The objectification of women is of course a requirement of the genre, and only offensive when it appears to breach a movie’s particular frame of reference. The real problem with Death Proof is its absolute failure to engage our emotions; compared to the revenge-driven heroine of the Meir Zarchi classic I Spit on Your Grave, these gals are as expendable as blowup dolls. In fact, if we’re rooting for anyone, it’s Mike; from the moment we see him slurping his food and sucking grease from his fingers he’s already more human than anyone else onscreen. Russell is a gift in this movie, and if Tarantino had been more interested in invention rather than simply imitation he would have subverted our expectations and turned the picture over to Mike’s chrome-plated psychosis. Instead he emasculates both of them.
With its perfectly reproduced imperfections and tiresome air of backslapping self-regard, Grindhouse is a lubricious act of replication that sits on the screen like a cinematic folly.
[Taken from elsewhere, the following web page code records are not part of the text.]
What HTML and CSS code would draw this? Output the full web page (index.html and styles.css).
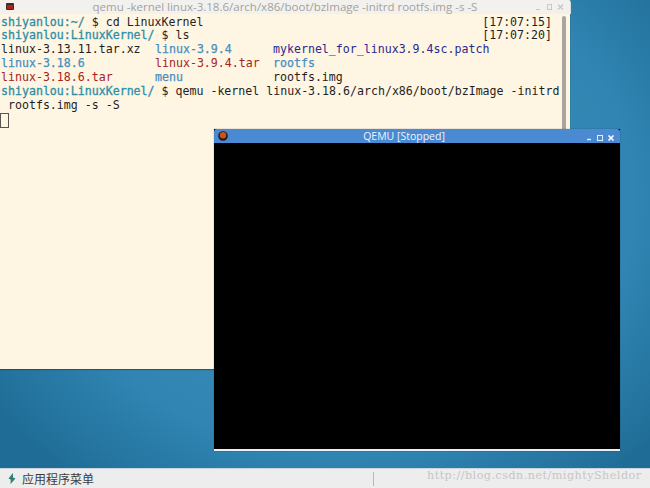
FILE: index.html
```html
<!DOCTYPE html>
<html lang="zh">
<head>
<meta charset="utf-8">
<title>QEMU</title>
<link rel="stylesheet" href="styles.css">
</head>
<body>
<div class="screen">
  <main class="desktop">
    <section class="window terminal">
      <header class="term-title">
        <svg class="term-icon" width="8" height="7" viewBox="0 0 8 7"><rect width="8" height="7" rx="1" fill="#3a2a2a"/><rect x="1" y="2" width="6" height="4" fill="#b3201c"/></svg>
        <span class="term-title-text">qemu -kernel linux-3.18.6/arch/x86/boot/bzImage -initrd rootfs.img -s -S</span>
        <span class="term-controls">
          <svg width="34" height="8" viewBox="0 0 34 8"><path d="M4 6.5h4" stroke="#c8c8c8" fill="none"/><rect x="15.5" y="1.5" width="4" height="5" stroke="#c8c8c8" fill="none"/><path d="M26 1.5l5 5M31 1.5l-5 5" stroke="#c8c8c8" fill="none" stroke-width="1.3"/></svg>
        </span>
      </header>
      <div class="term-body">
        <div class="term-text">
          <div class="line split"><span><b class="prompt">shiyanlou:~/</b> $ cd LinuxKernel</span><span>[17:07:15]</span></div>
          <div class="line split"><span><b class="prompt">shiyanlou:LinuxKernel/</b> $ ls</span><span>[17:07:20]</span></div>
          <div class="line cols"><span>linux-3.13.11.tar.xz</span><span class="dir">linux-3.9.4</span><span class="patch">mykernel_for_linux3.9.4sc.patch</span></div>
          <div class="line cols"><span class="dir">linux-3.18.6</span><span class="arch">linux-3.9.4.tar</span><span class="dir">rootfs</span></div>
          <div class="line cols"><span class="arch">linux-3.18.6.tar</span><span class="dir">menu</span><span>rootfs.img</span></div>
          <div class="line"><b class="prompt">shiyanlou:LinuxKernel/</b> $ qemu -kernel linux-3.18.6/arch/x86/boot/bzImage -initrd</div>
          <div class="line"> rootfs.img -s -S</div>
          <div class="line"><span class="cursor"></span></div>
        </div>
        <div class="scrollbar"></div>
      </div>
    </section>
    <section class="window qemu">
      <header class="qemu-title">
        <svg class="qemu-icon" width="10" height="10" viewBox="0 0 10 10"><circle cx="5" cy="5" r="4.8" fill="#2b1a12"/><circle cx="5" cy="4.2" r="3.2" fill="#c9531f"/></svg>
        <span class="qemu-title-text">QEMU [Stopped]</span>
        <span class="qemu-controls">
          <svg width="30" height="8" viewBox="0 0 30 8"><path d="M0 5.5h4" stroke="#e4eefa" fill="none" stroke-width="1.4"/><rect x="10.5" y="1.5" width="5" height="5" stroke="#e4eefa" fill="none"/><path d="M21.5 1.5l5 5M26.5 1.5l-5 5" stroke="#fff" fill="none" stroke-width="1.6"/></svg>
        </span>
      </header>
      <div class="qemu-screen"></div>
      <div class="qemu-foot"></div>
    </section>
  </main>
  <footer class="panel">
    <div class="menu">
      <svg class="menu-icon" width="8" height="11" viewBox="0 0 8 11"><path d="M5 0L0.5 5.5l2.2 1L2.5 11 7.5 5.5 5 4.5z" fill="#2f7f72"/></svg>
      <span class="menu-label">应用程序菜单</span>
    </div>
    <div class="divider"></div>
    <div class="watermark">http://blog.csdn.net/mightySheldor</div>
  </footer>
</div>
</body>
</html>
```
FILE: styles.css
```css
* { box-sizing: border-box; }
html, body { margin: 0; padding: 0; }
body { width: 650px; height: 488px; overflow: hidden; font-family: "DejaVu Sans", sans-serif; }
.screen { width: 650px; height: 488px; display: flex; flex-direction: column; }
.desktop {
  position: relative;
  height: 468px;
  background: radial-gradient(ellipse 420px 360px at 340px 200px, #3c90ba 0%, #3085b2 70%, #1f6d97 100%);
}
.window { position: absolute; }
.terminal {
  left: 0; top: 0; width: 570px; height: 369px;
  display: flex; flex-direction: column;
  background: #fff5e3;
  box-shadow: 0 1px 1px rgba(30,60,80,.6);
}
.term-title {
  height: 14px; flex: none;
  display: flex; align-items: center; justify-content: center;
  position: relative;
  background: #f3f1ee;
  border-radius: 3px 3px 0 0;
  box-shadow: 1px 0 0 #dcdcd8;
}
.term-icon { position: absolute; left: 6px; top: 3px; }
.term-title-text { font-family: "Open Sans", "DejaVu Sans", sans-serif; font-size: 11.5px; color: #a2a2a0; line-height: 14px; white-space: nowrap; }
.term-controls { position: absolute; right: 4px; top: 3px; display: flex; }
.term-body { flex: 1; display: flex; min-height: 0; }
.term-text {
  flex: 1;
  font-family: "DejaVu Sans Mono", monospace;
  font-size: 11.6px; line-height: 13.9px; color: #1f1f1f;
  padding: 1.6px 3px 0 1px; min-width: 0;
}
.line { height: 13.9px; white-space: pre; }
.split { display: flex; justify-content: space-between; padding-right: 7px; }
.cols { display: grid; grid-template-columns: 154px 118px 1fr; }
.prompt { font-weight: 400; color: #2d8fa6; -webkit-text-stroke: .3px #2d8fa6; }
.dir { color: #4590c0; -webkit-text-stroke: .25px #4590c0; }
.arch { color: #a5241f; }
.patch { color: #2b2a8c; }
.cursor { display: block; width: 9px; height: 15px; margin-left: -1px; border: 1px solid #555; background: #fff5e3; }
.scrollbar { width: 4px; flex: none; margin: 2px 4px 0 0; background: #a8a69f; border-radius: 2px; }
.qemu {
  left: 214px; top: 129px; width: 406px; height: 322px;
  display: flex; flex-direction: column;
  background: #000;
  box-shadow: 0 0 1px rgba(20,40,60,.5);
}
.qemu-title {
  height: 14px; flex: none;
  position: relative;
  display: flex; align-items: center; justify-content: center;
  padding-right: 26px;
  background: #4a8ad2;
  border-radius: 3px 3px 0 0;
}
.qemu-icon { position: absolute; left: 4px; top: 2px; }
.qemu-title-text { font-family: "Open Sans", "DejaVu Sans", sans-serif; font-size: 10.5px; color: #eef4fb; line-height: 14px; }
.qemu-controls { position: absolute; right: 3px; top: 5px; display: flex; }
.qemu-screen { flex: 1; background: #000; }
.qemu-foot { height: 2px; flex: none; background: #e8eff6; }
.panel {
  height: 20px; flex: none;
  display: flex; align-items: center;
  background: #ededed;
  border-top: 1px solid #c9d4de;
  position: relative;
}
.menu { display: flex; align-items: center; width: 373px; padding-left: 8px; gap: 6px; }
.menu-label { font-family: "Noto Sans CJK SC", sans-serif; font-size: 12px; color: #3c3c3c; line-height: 19px; }
.divider { width: 1px; height: 14px; background: #b9b9b9; flex: none; }
.watermark {
  margin-left: 53px;
  font-family: "DejaVu Serif", "Liberation Serif", serif;
  font-size: 11.2px; letter-spacing: .47px; color: #c6c6c6; white-space: nowrap; line-height: 19px;
  position: relative; top: -3px;
}
```
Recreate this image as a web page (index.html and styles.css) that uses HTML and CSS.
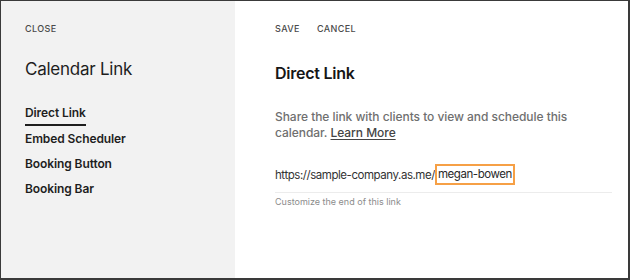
FILE: index.html
```html
<!DOCTYPE html>
<html>
<head>
<meta charset="utf-8">
<link rel="stylesheet" href="styles.css">
</head>
<body>
<div class="frame">
  <aside class="side">
    <div class="close">CLOSE</div>
    <h1 class="title">Calendar Link</h1>
    <nav class="nav">
      <a class="nav-item active">Direct Link</a>
      <a class="nav-item">Embed Scheduler</a>
      <a class="nav-item">Booking Button</a>
      <a class="nav-item">Booking Bar</a>
    </nav>
  </aside>
  <main class="main">
    <div class="actions">
      <span class="action">SAVE</span>
      <span class="action">CANCEL</span>
    </div>
    <h2 class="heading">Direct Link</h2>
    <p class="desc">Share the link with clients to view and schedule this calendar. <a class="learn">Learn More</a></p>
    <div class="field">
      <span class="prefix">https://sample-company.as.me/</span><span class="slug">megan-bowen</span>
    </div>
    <div class="help">Customize the end of this link</div>
  </main>
</div>
</body>
</html>
```
FILE: styles.css
```css
* { box-sizing: border-box; }
html, body { margin: 0; padding: 0; }
body {
  width: 630px;
  height: 280px;
  font-family: Inter, "Liberation Sans", sans-serif;
  background: #fff;
}
.frame {
  display: flex;
  width: 630px;
  height: 280px;
  border: 1px solid #3a3a3a;
  border-right-width: 2px;
  border-bottom-width: 2px;
}
.side {
  width: 234px;
  background: #f2f2f2;
  padding: 22px 0 0 24px;
  display: flex;
  flex-direction: column;
}
.close, .action {
  font-size: 9px;
  letter-spacing: 0.4px;
  color: #4a4a4a;
  font-weight: 500;
  line-height: 11px;
}
.title {
  margin: 25px 0 0 0;
  font-size: 17px;
  line-height: 20px;
  font-weight: 400;
  color: #1e1e1e;
  letter-spacing: -0.25px;
}
.nav {
  display: flex;
  flex-direction: column;
  align-items: flex-start;
  margin-top: 25px;
  gap: 8px;
}
.nav-item {
  font-size: 12px;
  font-weight: 600;
  color: #1e1e1e;
  line-height: 17px;
  letter-spacing: -0.1px;
}
.nav-item.active {
  border-bottom: 2px solid #1e1e1e;
  padding-bottom: 3px;
}
.nav-item.active + .nav-item {
  margin-top: -4px;
}
.main {
  flex: 1;
  padding: 22px 16px 0 40px;
}
.actions {
  display: flex;
  gap: 17px;
}
.heading {
  margin: 29px 0 0 0;
  font-size: 16px;
  line-height: 20px;
  font-weight: 600;
  color: #161616;
  letter-spacing: -0.25px;
}
.desc {
  margin: 26px 0 0 0;
  font-size: 12px;
  line-height: 16px;
  color: #6f6f6f;
  font-weight: 500;
  width: 300px;
  letter-spacing: -0.05px;
}
.learn {
  color: #444;
  text-decoration: underline;
  text-underline-offset: 2px;
}
.field {
  margin-top: 23px;
  display: flex;
  align-items: center;
  font-size: 11.5px;
  letter-spacing: -0.45px;
  color: #333;
  padding-bottom: 7px;
  border-bottom: 1px solid #ececec;
}
.slug {
  border: 2px solid #f6a046;
  padding: 1px 1px 2px 1px;
  margin-left: 0;
  color: #2a2a2a;
}
.help {
  margin-top: 3px;
  font-size: 9px;
  line-height: 11px;
  color: #8c8c8c;
}
```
The original grindhouse—acted by amateurs and directed, more often than not, by hacks—was defined as much by its bargain-basement budget as its transgressive subject matter, a fact that makes this reportedly $67-million homage as ludicrous as artfully shredded designer jeans. Yet the movie’s real power lies in its immunity from criticism; by definition, the genre can never sink too low. Lazy plotting, random acts of unkindness, and orgasmic explosions of pointless violence are not only expected but required. When you can claim the intention of making a horrible movie, you succeed even when you fail.